### TASK PROMPT
Sort through the data and copy the lines holding the word "index".
◆ ◆ ◆ ◆ ◆ ◆ ◆
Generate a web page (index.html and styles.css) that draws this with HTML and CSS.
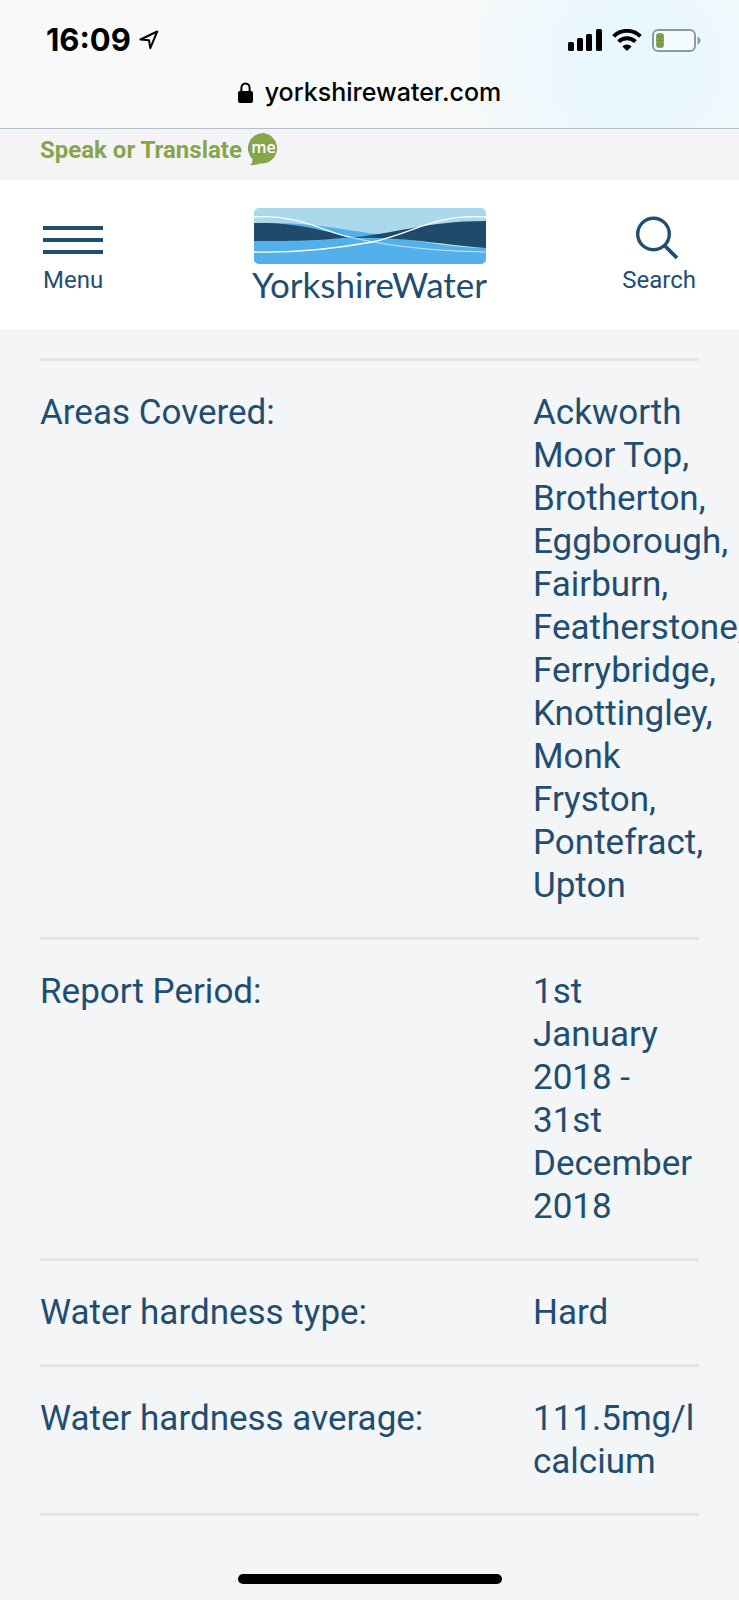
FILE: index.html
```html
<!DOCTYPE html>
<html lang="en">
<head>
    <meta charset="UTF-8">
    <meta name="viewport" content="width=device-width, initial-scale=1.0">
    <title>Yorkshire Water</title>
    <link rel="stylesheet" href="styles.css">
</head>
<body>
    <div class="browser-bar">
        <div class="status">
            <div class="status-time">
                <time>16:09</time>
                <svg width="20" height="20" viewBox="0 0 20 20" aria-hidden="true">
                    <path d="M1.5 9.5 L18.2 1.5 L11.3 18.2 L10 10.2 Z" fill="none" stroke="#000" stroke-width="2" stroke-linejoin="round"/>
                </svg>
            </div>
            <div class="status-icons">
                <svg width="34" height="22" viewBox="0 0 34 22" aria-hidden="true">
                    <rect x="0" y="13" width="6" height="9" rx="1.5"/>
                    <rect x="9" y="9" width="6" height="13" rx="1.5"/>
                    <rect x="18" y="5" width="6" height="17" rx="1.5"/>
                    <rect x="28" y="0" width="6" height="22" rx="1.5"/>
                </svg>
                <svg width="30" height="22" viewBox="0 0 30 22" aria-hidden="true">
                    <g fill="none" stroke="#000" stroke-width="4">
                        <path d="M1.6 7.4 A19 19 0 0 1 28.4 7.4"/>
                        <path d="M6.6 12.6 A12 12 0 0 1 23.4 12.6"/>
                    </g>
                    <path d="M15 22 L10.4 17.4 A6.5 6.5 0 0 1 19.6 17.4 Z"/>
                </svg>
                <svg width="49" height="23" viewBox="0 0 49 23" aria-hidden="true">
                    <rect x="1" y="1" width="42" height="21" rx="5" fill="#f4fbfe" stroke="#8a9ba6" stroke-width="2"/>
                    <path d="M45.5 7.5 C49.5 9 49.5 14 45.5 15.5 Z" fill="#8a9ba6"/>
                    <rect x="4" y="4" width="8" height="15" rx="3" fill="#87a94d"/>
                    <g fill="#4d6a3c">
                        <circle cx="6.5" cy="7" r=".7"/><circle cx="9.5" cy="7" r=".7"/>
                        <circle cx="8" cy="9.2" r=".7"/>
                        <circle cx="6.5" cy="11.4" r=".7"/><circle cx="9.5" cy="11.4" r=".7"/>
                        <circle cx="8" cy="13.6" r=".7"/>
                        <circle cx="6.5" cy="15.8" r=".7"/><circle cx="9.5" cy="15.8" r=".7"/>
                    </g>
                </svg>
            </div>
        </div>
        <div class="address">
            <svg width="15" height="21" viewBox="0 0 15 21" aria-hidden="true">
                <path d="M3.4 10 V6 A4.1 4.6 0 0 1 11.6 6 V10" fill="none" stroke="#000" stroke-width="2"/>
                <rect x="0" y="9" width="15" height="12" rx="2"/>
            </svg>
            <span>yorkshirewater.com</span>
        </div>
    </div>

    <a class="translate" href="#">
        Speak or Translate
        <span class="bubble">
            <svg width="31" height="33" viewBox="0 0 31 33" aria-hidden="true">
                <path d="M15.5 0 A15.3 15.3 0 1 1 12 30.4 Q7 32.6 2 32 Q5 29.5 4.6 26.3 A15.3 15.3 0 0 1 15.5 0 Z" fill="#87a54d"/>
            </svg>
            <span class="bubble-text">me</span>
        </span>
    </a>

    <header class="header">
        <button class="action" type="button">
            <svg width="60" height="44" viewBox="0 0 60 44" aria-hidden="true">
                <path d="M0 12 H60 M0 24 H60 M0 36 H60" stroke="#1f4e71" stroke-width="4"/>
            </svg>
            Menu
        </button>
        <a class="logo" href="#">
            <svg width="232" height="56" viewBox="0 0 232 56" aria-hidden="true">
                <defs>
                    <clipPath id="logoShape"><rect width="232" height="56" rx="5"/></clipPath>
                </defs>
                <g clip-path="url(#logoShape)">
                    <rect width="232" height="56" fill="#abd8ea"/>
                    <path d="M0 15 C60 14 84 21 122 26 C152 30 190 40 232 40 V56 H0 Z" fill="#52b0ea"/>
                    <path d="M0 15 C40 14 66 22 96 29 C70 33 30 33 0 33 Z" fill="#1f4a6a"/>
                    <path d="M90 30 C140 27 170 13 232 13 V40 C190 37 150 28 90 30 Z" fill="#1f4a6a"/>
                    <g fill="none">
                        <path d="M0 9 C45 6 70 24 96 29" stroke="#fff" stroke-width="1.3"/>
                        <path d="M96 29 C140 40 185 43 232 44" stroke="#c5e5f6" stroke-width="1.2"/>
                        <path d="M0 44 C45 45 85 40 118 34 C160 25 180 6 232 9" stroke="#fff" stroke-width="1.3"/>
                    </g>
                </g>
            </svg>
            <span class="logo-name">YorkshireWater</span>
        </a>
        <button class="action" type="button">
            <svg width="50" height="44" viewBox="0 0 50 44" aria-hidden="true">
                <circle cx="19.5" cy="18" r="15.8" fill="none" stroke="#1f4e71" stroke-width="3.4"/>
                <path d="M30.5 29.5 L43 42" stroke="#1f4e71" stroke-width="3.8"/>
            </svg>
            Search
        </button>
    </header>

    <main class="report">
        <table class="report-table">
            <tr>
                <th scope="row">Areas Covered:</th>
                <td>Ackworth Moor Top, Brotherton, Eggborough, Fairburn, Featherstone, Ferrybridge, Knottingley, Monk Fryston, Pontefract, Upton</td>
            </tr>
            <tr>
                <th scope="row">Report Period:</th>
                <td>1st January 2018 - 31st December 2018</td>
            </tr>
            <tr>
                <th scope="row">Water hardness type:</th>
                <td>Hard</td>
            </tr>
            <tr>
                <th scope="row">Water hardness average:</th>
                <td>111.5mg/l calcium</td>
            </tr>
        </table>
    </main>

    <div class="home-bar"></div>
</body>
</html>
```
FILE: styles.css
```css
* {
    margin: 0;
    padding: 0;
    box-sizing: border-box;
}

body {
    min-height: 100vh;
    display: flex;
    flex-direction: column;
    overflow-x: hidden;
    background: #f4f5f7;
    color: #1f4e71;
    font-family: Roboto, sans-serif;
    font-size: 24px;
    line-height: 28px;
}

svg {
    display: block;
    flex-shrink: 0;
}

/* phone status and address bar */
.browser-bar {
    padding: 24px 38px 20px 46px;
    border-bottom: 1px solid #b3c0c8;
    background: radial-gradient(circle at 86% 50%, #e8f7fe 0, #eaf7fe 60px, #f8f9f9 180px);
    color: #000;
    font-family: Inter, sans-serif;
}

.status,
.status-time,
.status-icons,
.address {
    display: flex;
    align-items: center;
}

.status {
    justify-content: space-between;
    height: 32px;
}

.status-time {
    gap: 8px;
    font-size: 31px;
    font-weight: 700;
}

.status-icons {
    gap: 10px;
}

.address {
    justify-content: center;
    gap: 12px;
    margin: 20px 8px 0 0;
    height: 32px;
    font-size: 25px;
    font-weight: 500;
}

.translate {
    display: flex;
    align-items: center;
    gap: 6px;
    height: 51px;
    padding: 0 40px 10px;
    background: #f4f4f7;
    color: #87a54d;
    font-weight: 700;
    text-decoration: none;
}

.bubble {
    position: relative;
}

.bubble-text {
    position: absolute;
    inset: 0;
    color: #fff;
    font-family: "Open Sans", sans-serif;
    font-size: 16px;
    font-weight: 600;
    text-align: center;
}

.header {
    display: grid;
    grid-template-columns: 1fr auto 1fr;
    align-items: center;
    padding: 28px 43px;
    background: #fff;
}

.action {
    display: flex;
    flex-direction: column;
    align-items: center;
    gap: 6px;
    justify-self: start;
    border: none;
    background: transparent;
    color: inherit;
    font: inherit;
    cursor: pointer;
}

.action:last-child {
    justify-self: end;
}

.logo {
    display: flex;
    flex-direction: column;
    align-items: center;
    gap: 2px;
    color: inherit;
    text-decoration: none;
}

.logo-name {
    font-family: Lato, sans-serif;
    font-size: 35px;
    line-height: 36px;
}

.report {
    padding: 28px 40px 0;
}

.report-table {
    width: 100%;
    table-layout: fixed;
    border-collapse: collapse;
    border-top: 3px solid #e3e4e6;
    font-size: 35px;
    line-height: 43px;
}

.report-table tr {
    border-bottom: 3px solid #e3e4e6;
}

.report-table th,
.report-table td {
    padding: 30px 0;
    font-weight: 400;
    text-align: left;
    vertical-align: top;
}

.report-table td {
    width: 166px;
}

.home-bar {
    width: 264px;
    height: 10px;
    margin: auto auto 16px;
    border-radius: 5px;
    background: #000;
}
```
◆ ◆ ◆ ◆ ◆ ◆ ◆
### RESPONSE TO THIS EXERCISE
Generate a web page (index.html and styles.css) that draws this with HTML and CSS.
FILE: index.html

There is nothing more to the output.